The Napoleon Delusion Argument – Peter Forrest (University of New England)
The Napoleon Delusion Argument against the Growing Block invites us to consider Napoleon , still real according to the Growing Block , thinking thoughts about what is going on ‘now’ in 1815. Poor deluded man we think! David Lewis points out that growing-block theorists have no grounds for rejecting the thesis that we are as deluded as Napoleon it is now, say, 2115 and we are all dead, but mistakenly think it is now 2014. That this absurd conclusion follows is a serious objection to the Growing Block.
In this paper, I expound a version of the Growing Block and offer what I take to be the only possible solution, namely that to be a conscious Self, such as Napoleon once was, requires the absence of future conscious states. This leads to a theory of the ephemeral character of the unity of consciousness, which may well be edifying. At the risk of being accused of Narcissism I shall also explain why I now reject an earlier solution I proposed.
Full paper here.
Because the papers are works in progress, they have been password protected. To register for the conference, and get the password, please contact Graeme A Forbes at G.A.Forbes@kent.ac.uk
For some reason Kristie Miller’s comment ended up on the thread to ‘How Does an Online Conference Work’. I’ve copied and pasted it here:
I really enjoyed this, especially the discussion of past-future symmetry. However, as a non-expert, I found parts of the discussion in Section 4 a little hard to follow e.g. it might useful to spell out why should we expect neurological evidence for quantization?
Good question, Emily. Suppose, for definiteness, that the specious present is one minute long. Then if consciousness is quantized I would expect there to be something in the brain that happened every minute. Is that naive?
Ah okay thank you, I see what you’re getting it!
I have a couple of comments about section 1. Given the intended audience, you could afford to flesh out some of the contrasts you set up:
Who do you have in mind as Tensers?
The argument that the Growing-Block can be set up without appeal to Tense is interesting.
Eric Olson (2009) ‘The Passage of Time’, in The Routledge Companion to Metaphysics (p.444) argues that dynamic views are true if and only if a tensed theory is true.
The argument that the Growing-Block view can be set up without appeal to primitive tense, then, is of independent interest, and it would be nice to have it spelt out more.
There are a few different versions of the Growing-Block view on offer. Correia and Rosenkranz, and Button defend a view that you might think doesn’t count as dynamic, by your lights. I defend a view not disimilar to your own earlier view, in which causation plays a significant role. Diekemper defends a view that has a past/future asymmetry, but doesn’t think that the past is intrinsically the same as the present. Setting yourself up in contrast to those variations would be quite useful to the reader, who may not be coming to the book with much background knowledge of the various views which go under the name ‘Growing Block’.
Does the problem arise if we don’t ask about inner assertions, but merely ask about beliefs? One can have a belief (it seems more like a state than like a process) at a time that one is not asserting it to oneself.

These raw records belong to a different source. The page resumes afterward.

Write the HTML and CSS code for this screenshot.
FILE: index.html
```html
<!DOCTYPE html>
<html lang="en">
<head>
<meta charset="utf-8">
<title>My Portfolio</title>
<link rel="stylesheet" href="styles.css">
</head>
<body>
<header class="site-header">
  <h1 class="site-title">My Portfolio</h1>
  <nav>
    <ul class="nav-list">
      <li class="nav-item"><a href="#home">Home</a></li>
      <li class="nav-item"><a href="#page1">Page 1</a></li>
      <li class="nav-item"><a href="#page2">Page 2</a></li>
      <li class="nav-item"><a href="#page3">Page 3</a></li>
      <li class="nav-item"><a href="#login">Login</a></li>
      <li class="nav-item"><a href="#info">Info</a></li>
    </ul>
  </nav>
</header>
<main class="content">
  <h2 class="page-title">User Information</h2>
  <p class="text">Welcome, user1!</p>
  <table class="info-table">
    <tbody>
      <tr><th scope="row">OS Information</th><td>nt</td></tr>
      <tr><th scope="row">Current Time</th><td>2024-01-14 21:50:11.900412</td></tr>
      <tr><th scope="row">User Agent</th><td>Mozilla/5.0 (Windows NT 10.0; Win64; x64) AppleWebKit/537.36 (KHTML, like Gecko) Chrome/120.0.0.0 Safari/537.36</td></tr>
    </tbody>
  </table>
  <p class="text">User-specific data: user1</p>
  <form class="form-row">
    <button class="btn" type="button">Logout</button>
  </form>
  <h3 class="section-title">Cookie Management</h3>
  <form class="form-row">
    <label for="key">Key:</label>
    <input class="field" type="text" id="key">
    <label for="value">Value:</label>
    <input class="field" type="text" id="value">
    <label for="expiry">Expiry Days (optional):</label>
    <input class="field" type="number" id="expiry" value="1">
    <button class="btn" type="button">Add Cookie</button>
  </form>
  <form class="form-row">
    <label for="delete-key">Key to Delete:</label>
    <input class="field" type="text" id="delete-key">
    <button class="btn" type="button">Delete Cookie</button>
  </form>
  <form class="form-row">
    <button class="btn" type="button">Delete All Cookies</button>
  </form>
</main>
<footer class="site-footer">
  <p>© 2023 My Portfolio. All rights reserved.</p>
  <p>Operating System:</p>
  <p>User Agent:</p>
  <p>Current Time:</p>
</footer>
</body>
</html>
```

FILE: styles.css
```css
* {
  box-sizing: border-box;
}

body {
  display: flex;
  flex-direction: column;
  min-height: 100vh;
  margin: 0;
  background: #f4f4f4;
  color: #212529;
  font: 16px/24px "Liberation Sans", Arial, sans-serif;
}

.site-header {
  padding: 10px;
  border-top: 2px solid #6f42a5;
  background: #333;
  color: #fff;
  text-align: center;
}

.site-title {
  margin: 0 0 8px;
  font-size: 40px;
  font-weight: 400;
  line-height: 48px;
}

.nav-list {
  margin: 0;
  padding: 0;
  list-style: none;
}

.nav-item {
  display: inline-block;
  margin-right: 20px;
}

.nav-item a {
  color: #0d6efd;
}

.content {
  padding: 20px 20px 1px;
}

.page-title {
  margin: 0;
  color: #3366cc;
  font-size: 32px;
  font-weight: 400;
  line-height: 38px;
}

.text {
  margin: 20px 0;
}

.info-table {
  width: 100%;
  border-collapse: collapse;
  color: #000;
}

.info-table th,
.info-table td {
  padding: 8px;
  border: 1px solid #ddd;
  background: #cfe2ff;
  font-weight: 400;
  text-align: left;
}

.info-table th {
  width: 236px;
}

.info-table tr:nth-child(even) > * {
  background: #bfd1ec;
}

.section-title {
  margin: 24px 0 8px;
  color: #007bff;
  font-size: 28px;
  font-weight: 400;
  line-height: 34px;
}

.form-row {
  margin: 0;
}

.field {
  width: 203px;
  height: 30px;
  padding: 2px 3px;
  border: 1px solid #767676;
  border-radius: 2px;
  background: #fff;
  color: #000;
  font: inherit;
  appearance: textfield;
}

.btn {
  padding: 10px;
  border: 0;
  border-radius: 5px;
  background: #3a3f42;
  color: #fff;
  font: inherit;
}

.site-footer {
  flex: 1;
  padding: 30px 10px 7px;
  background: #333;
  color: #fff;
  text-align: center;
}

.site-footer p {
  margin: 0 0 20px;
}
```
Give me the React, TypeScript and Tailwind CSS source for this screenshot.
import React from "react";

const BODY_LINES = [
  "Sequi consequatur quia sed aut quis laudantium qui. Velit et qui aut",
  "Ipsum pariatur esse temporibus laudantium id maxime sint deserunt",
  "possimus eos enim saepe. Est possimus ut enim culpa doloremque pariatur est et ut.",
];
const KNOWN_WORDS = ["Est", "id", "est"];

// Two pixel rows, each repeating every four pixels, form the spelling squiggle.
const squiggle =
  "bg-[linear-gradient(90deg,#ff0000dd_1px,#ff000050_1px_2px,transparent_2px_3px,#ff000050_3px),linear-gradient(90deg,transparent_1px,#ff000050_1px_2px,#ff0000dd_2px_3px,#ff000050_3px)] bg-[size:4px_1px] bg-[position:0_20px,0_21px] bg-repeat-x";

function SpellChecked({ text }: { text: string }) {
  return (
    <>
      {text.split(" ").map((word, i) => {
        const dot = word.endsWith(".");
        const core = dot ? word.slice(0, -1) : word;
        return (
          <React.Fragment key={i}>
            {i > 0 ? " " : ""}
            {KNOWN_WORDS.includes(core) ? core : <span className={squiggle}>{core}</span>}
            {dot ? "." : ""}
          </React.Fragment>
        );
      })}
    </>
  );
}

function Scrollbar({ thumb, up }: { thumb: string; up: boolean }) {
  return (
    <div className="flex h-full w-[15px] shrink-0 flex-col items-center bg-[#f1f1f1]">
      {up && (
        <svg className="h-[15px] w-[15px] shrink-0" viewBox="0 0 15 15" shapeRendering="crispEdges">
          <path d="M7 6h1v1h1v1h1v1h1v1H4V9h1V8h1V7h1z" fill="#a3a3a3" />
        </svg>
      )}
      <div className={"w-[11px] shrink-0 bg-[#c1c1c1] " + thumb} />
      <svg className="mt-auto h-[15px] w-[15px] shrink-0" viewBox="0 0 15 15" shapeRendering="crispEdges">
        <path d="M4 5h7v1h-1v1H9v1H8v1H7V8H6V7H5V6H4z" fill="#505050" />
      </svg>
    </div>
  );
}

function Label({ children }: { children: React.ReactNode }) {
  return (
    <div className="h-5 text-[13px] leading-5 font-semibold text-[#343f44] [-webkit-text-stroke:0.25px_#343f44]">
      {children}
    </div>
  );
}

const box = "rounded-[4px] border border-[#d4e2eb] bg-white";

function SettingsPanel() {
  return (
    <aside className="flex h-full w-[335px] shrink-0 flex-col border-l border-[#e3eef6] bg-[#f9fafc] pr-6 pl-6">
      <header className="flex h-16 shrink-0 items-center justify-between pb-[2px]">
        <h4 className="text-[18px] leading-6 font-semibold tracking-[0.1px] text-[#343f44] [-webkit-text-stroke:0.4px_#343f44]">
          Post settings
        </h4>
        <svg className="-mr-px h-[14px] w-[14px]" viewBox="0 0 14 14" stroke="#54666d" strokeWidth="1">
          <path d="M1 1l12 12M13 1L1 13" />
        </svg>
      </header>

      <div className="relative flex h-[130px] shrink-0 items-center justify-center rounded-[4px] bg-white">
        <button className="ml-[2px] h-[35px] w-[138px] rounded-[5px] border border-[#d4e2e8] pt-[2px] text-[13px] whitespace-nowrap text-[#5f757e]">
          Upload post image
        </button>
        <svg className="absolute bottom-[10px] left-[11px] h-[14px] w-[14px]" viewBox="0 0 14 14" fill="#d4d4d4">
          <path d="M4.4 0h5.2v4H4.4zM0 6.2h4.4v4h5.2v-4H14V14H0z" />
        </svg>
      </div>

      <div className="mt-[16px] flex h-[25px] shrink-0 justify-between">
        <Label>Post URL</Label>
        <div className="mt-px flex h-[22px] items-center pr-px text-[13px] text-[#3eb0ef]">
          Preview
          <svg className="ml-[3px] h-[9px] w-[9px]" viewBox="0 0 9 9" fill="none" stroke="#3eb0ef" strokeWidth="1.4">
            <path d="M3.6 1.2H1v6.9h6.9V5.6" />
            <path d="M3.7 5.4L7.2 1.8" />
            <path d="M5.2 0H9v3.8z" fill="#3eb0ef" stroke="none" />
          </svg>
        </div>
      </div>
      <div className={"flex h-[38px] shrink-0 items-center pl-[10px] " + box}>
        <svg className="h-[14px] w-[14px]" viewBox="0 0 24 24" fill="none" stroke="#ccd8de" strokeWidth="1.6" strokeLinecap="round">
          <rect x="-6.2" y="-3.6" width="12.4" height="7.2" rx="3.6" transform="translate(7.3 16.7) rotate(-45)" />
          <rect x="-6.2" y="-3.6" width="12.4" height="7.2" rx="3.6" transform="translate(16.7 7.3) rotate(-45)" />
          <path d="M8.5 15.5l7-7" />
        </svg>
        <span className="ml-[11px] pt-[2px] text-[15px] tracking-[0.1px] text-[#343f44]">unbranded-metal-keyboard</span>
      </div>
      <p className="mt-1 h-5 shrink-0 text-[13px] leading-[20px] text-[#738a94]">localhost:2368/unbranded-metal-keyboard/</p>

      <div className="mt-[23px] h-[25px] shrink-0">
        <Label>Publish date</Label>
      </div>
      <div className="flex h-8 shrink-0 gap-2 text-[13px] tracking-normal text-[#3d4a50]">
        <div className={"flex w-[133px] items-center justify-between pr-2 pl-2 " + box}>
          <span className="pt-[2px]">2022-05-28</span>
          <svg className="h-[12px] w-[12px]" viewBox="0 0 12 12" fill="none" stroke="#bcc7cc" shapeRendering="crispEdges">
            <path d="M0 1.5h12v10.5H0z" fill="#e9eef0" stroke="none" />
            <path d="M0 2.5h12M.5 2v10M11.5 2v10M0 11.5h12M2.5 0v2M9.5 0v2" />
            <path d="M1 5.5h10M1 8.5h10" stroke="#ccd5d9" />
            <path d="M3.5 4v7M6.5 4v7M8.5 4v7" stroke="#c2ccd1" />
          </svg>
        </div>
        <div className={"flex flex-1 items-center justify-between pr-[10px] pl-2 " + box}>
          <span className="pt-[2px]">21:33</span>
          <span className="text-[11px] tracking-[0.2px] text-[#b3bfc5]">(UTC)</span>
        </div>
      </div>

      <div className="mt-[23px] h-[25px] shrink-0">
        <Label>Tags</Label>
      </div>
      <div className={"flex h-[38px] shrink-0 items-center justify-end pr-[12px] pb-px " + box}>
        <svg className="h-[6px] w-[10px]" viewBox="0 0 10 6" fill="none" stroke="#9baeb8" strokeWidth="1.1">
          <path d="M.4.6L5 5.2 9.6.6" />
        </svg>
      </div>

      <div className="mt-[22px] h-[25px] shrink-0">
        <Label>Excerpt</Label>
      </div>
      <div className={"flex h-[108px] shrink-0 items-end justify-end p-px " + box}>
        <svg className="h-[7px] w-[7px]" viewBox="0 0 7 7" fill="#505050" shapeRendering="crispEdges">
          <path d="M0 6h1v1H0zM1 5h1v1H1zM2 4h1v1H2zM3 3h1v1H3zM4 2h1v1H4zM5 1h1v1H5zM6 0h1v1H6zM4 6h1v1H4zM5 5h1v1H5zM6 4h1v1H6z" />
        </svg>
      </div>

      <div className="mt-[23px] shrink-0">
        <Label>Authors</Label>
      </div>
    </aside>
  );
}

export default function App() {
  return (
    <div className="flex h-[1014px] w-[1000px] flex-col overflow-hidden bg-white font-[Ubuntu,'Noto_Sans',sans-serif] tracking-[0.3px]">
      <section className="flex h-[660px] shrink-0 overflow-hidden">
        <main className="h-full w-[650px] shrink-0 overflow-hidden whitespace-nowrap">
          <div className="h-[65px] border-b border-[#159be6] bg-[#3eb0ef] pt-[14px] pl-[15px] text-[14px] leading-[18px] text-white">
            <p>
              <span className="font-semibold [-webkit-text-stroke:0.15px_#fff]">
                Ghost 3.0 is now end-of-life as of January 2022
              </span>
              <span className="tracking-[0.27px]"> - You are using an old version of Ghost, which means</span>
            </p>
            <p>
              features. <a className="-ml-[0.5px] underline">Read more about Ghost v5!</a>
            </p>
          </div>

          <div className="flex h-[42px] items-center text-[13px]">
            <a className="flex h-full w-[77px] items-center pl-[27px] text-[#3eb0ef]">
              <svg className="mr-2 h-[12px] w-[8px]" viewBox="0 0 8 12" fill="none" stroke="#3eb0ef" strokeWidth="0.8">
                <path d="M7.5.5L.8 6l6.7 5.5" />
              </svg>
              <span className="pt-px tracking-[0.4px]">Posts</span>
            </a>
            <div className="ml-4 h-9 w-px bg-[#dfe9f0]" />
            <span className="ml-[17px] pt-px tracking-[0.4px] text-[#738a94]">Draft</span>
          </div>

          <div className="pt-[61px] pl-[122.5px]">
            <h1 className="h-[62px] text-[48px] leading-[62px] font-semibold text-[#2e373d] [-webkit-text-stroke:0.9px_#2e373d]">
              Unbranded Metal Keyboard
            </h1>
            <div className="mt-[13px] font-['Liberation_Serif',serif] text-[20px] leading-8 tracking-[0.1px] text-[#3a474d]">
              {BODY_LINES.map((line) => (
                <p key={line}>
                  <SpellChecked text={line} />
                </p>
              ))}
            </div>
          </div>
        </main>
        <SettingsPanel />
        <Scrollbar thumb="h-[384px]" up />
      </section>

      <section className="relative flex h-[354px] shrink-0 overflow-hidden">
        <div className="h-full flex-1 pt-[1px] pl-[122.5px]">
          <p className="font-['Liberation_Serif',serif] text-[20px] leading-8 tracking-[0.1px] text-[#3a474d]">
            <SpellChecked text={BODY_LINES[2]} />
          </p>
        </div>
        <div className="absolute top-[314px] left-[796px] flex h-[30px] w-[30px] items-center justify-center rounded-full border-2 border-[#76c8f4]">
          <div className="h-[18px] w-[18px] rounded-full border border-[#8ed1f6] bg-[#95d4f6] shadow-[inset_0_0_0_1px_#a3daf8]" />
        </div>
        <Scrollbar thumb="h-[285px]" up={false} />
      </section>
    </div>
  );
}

One (plausibly) contines to have beliefs when unconscious. So can one generate the problem without needing to bring consciousness in at all?
My comments about belief, inner assertion etc were intended only to put to one side an irrelevant privation. Caesar’s unconscious thoughts exist, but are not really Caesar’s. The positin I am trying to articulate is tha
t the individuation of consciousness into discrete minds is privative and so only on the edge.
By a tenser I mean someone who posits irreducible tense modalities like David Sanson . I thought you agreed with me that we can talk tenselessly provided the truth changes. I’ll look at Eric Olson’s argument.
Thanks! I have a question about the final remarks. You say that for God time ‘doesn’t pass, it just grows’. But I thought that time’s passage was constituted by the block’s growth? I take it the idea is that God’s specious present, unlike ours, has no past boundary, only the present one (or one close to the present, like for the rest of us). This suggests that you think our sense of time passing essentially depends on the fact that our specious present has a past boundary, so that things appear to fade away. Things don’t appear to fade away for God, though new things appear to come into existence. But then how things appear to God in this respect seems to be exactly how things are, according to the growing block view. Our sense of time passing, seeing as it depends on its seeming to us that things fade away, is mis-representing things. But wouldn’t a growing block theorist want to point to experience as support for the view?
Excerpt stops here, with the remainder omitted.